Transient Thermal Modeling of an Automotive Rear-Axle 2021-01-0569

In response to demands for higher fuel economy and stringent emission regulations, OEMs always strive hard to improve component/system efficiency and minimize losses. In the driveline system, improving the efficiency of an automotive rear-axle is critical because it is one of the major power-loss contributor. Optimum oil-fill inside an axle is one of the feasible solutions to minimize spin losses, while ensuring lubrication performance and heat-dissipation requirements. Thus, prior to conducting vehicle development tests, several dyno-level tests are conducted to study the thermal behavior of axle-oil (optimum level) under severe operating conditions.
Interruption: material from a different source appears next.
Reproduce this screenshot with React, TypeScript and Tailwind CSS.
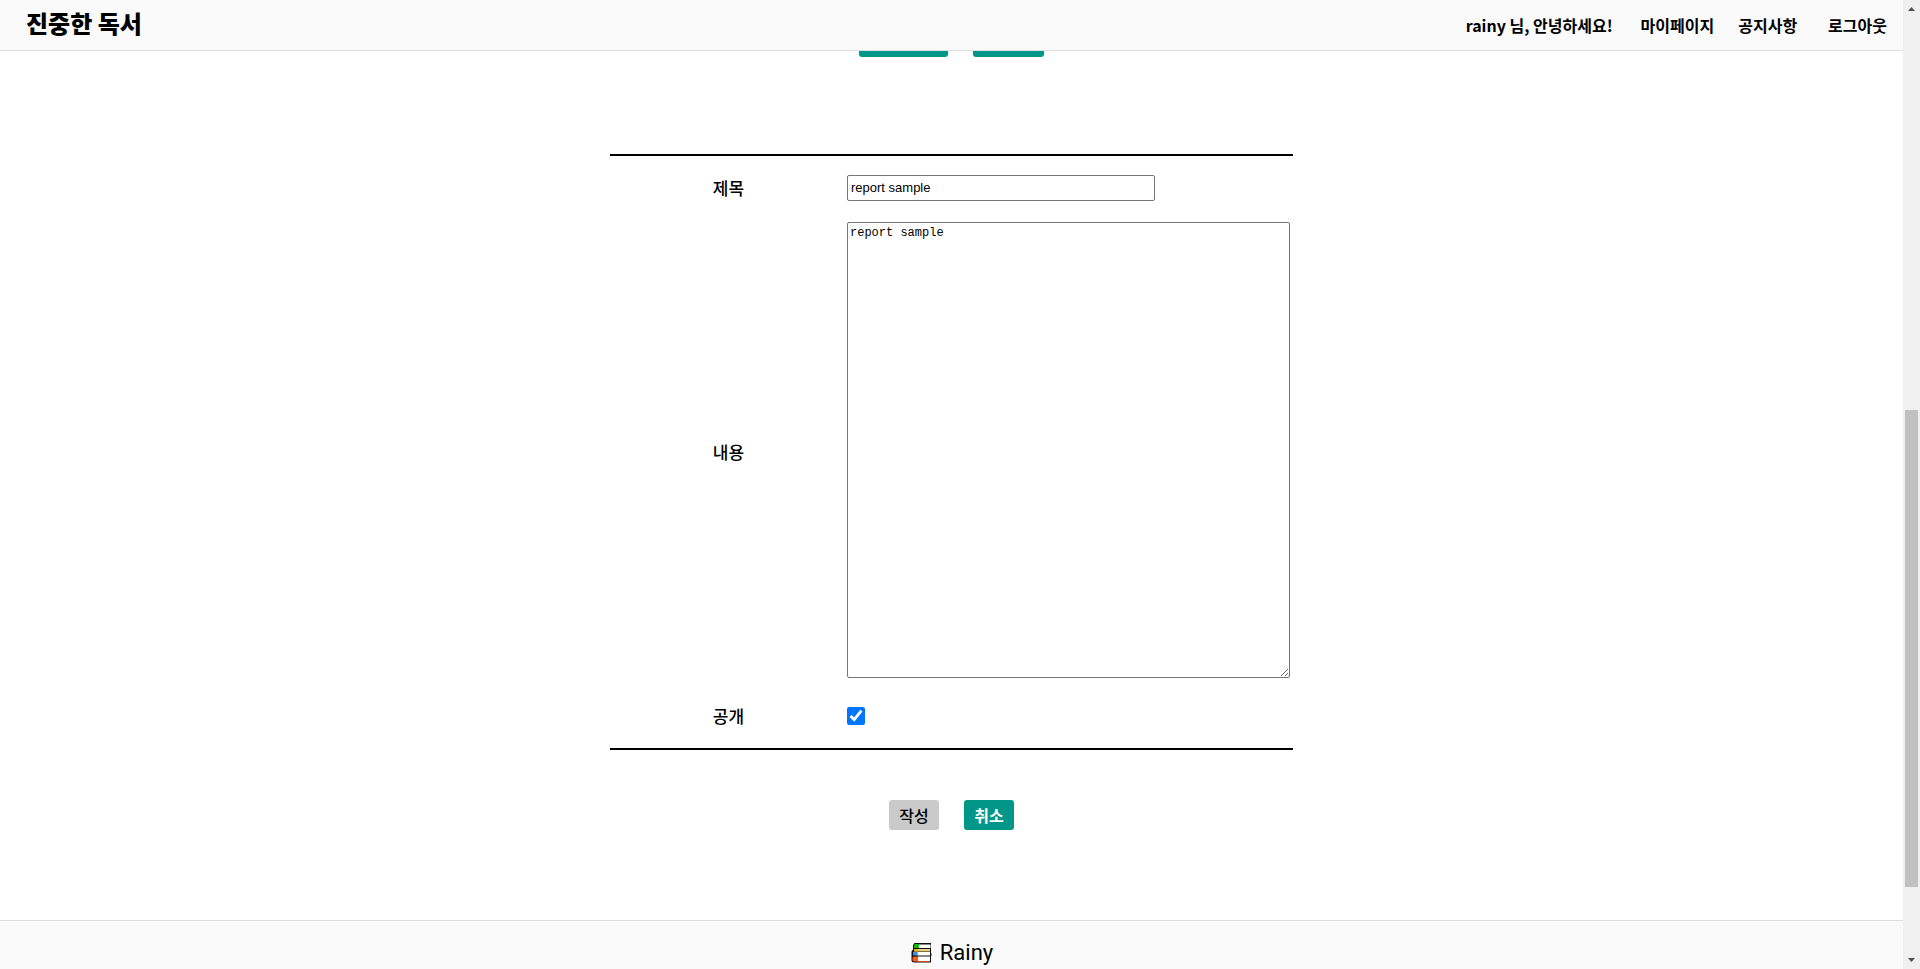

These test conditions represent the axle operation in hot weather conditions, steep grade, maximum tow capacity, etc. It is important to ensure that oil does not exceed its thermal limits (disintegration of oil leading to degradation). The aim of this work is to predict the transient thermal behavior of axle-oil and generate thermal field across all the axle-components during a typical dyno test, using commercial Computational Fluid Dynamics (CFD) tools. The predicted rise in oil temperature has been compared with those from dyno-test and good correlation (within 5%) was observed. The usage of this methodology leads to reduction of expensive dyno tests, and at the same time, shortening of axle design and development time.